Performance in 3DMark06 hardly depends on the memory subsystem parameters. Nevertheless, all the tendencies described above find their way here, too.
And the gaming tests demonstrate a completely different state of things. DDR3-1600 SDRAM with 7-6-6-18 timings (it is the nominal work mode for OCZ PC3-12800 Platinum Dual Channel EB Edition) provides slightly higher fps rate than DDR2-1200 in all games. However, any other DDR3 SDRAM modifications participating in this test get defeated by high-speed DDR2.
We would also like to point out that unfortunately, DDR3-1333 with 5-7-5-15 timings cannot compete with DDR3-1600 SDRAM featuring higher bandwidth. We see this tendency in all the tests, including 3D games. In other words, overclockers will undoubtedly find memory modules built with Micron chips more useful than the modules built with Elpida chips.
During video encoding tests DDR3-1600 with the most aggressive timings again presents a pleasing sight for our eyes. However, we can only talk about parity with the fastest DDR2 SDRAM taking part in this test session.
During data archiving the leader is DDR2 SDRAM, however the situation changes to the contrary when we get to Excel calculations. DDR3-1600 platforms perform best here.
Final rendering is a type of tasks that doesn’t really depend on the memory subsystem performance that much. The diagram proves this fact one more time.
Despite the progress that has been made, everything we have already pointed out in our previous article called DDR3 SDRAM: Revolution or Evolution? stays true. Unfortunately, the new overclocker DDR3 memory didn’t make a very positive impression. I would say it made a pretty ambiguous impression. The thing is that according to the benchmark results we have just discussed, neither DDR3-1333 with extremely low timings, nor DDR3-1600 could offer us better performance than the good old DDR2 SDRAM. Although in some applications the new DDR3 SDRAM proves more efficient, in the majority of tasks the situation is completely opposite.

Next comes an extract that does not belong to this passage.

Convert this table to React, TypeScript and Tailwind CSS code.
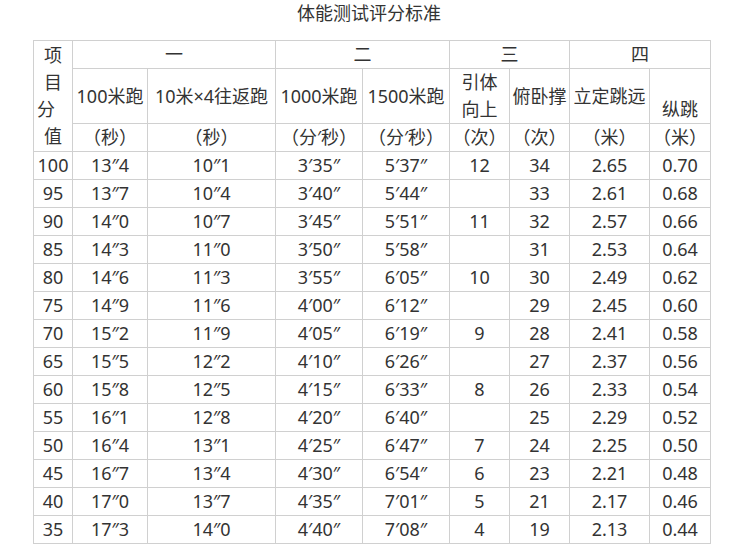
const rows: string[][] = [
  ["100", "13″4", "10″1", "3′35″", "5′37″", "12", "34", "2.65", "0.70"],
  ["95", "13″7", "10″4", "3′40″", "5′44″", "", "33", "2.61", "0.68"],
  ["90", "14″0", "10″7", "3′45″", "5′51″", "11", "32", "2.57", "0.66"],
  ["85", "14″3", "11″0", "3′50″", "5′58″", "", "31", "2.53", "0.64"],
  ["80", "14″6", "11″3", "3′55″", "6′05″", "10", "30", "2.49", "0.62"],
  ["75", "14″9", "11″6", "4′00″", "6′12″", "", "29", "2.45", "0.60"],
  ["70", "15″2", "11″9", "4′05″", "6′19″", "9", "28", "2.41", "0.58"],
  ["65", "15″5", "12″2", "4′10″", "6′26″", "", "27", "2.37", "0.56"],
  ["60", "15″8", "12″5", "4′15″", "6′33″", "8", "26", "2.33", "0.54"],
  ["55", "16″1", "12″8", "4′20″", "6′40″", "", "25", "2.29", "0.52"],
  ["50", "16″4", "13″1", "4′25″", "6′47″", "7", "24", "2.25", "0.50"],
  ["45", "16″7", "13″4", "4′30″", "6′54″", "6", "23", "2.21", "0.48"],
  ["40", "17″0", "13″7", "4′35″", "7′01″", "5", "21", "2.17", "0.46"],
  ["35", "17″3", "14″0", "4′40″", "7′08″", "4", "19", "2.13", "0.44"],
];

const units = ["（秒）", "（秒）", "（分′秒）", "（分′秒）", "（次）", "（次）", "（米）", "（米）"];

const cell = "border border-[#d0d0d0] p-0 text-center align-middle font-normal";

export default function App() {
  return (
    <div
      className="min-h-[556px] w-[738px] bg-white text-[18px] leading-[27px] text-[#333]"
      style={{ fontFamily: '"Noto Sans", "Noto Sans CJK SC", sans-serif' }}
    >
      <div className="text-center">体能测试评分标准</div>

      <table className="ml-[33px] mt-[13px] w-[677px] table-fixed border-collapse">
        <colgroup>
          <col className="w-[39px]" />
          <col className="w-[75px]" />
          <col className="w-[128px]" />
          <col className="w-[87px]" />
          <col className="w-[87px]" />
          <col className="w-[60px]" />
          <col className="w-[60px]" />
          <col className="w-[80px]" />
          <col className="w-[61px]" />
        </colgroup>
        <thead>
          <tr className="h-[28px]">
            <th rowSpan={3} className={cell}>
              <span className="block">项</span>
              <span className="block">目</span>
              <span className="block pr-[14px]">分</span>
              <span className="block">值</span>
            </th>
            <th colSpan={2} className={cell}>一</th>
            <th colSpan={2} className={cell}>二</th>
            <th colSpan={2} className={cell}>三</th>
            <th colSpan={2} className={cell}>四</th>
          </tr>
          <tr className="h-[55px]">
            <th className={cell}>100米跑</th>
            <th className={cell}>10米×4往返跑</th>
            <th className={cell}>1000米跑</th>
            <th className={cell}>1500米跑</th>
            <th className={cell}>
              <span className="block">引体</span>
              <span className="block">向上</span>
            </th>
            <th className={cell}>俯卧撑</th>
            <th className={cell}>立定跳远</th>
            <th className={cell}>
              <span className="block">&nbsp;</span>
              <span className="block">纵跳</span>
            </th>
          </tr>
          <tr className="h-[28px]">
            {units.map((u, i) => (
              <th key={i} className={cell}>
                {u}
              </th>
            ))}
          </tr>
        </thead>
        <tbody>
          {rows.map((r) => (
            <tr key={r[0]} className="h-[28px]">
              {r.map((v, i) => (
                <td key={i} className={cell}>
                  {v}
                </td>
              ))}
            </tr>
          ))}
        </tbody>
      </table>
    </div>
  );
}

In other words, DDR3 SDRAM manufacturers are going in the right direction. One more effort and we will be able to claim that the new memory has finally outperformed the previous generation overclocker solutions. However, in the meanwhile the evident advantages of the new memory technology are lower power consumption and support of larger capacity modules.
However, we haven’t yet exhausted the potential of the new DDR3 Micron chips in our tests. We saw that memory built with these chips can work perfectly fine at 1600MHz, but very soon we will be proud to offer you some extensive tests of the faster DDR3-1800MHz.
Micron Company gave the overclocker memory module makers a great opportunity to expand. Elpida chips that used to be employed for overclocker DDR3 solutions before cannot boast as high a frequency potential. DDR3-1333 memory with more aggressive timings built on these chips loses to DDR3-1600, not to mention faster solutions, of course.
It is important to understand that the DDR3-1600 OCZ PC3-12800 Platinum Dual Channel EB Edition and Super Talent W1600UX2G7 memory kits we have talked about today are niche products with pretty narrow application field. They can only be used in overclocked systems and have pretty ephemeral advantages to offer. At the same time, only real dedicated enthusiasts will not be scared away by the price of these solutions, especially since the same manufacturers are already offering even faster products. The same is true for DDR3-1333 memory kit from Kingston - Kingston KHX11000D3ULK2/2G – which is almost always slower than high-speed DDr2 SDRAM, according to our tests.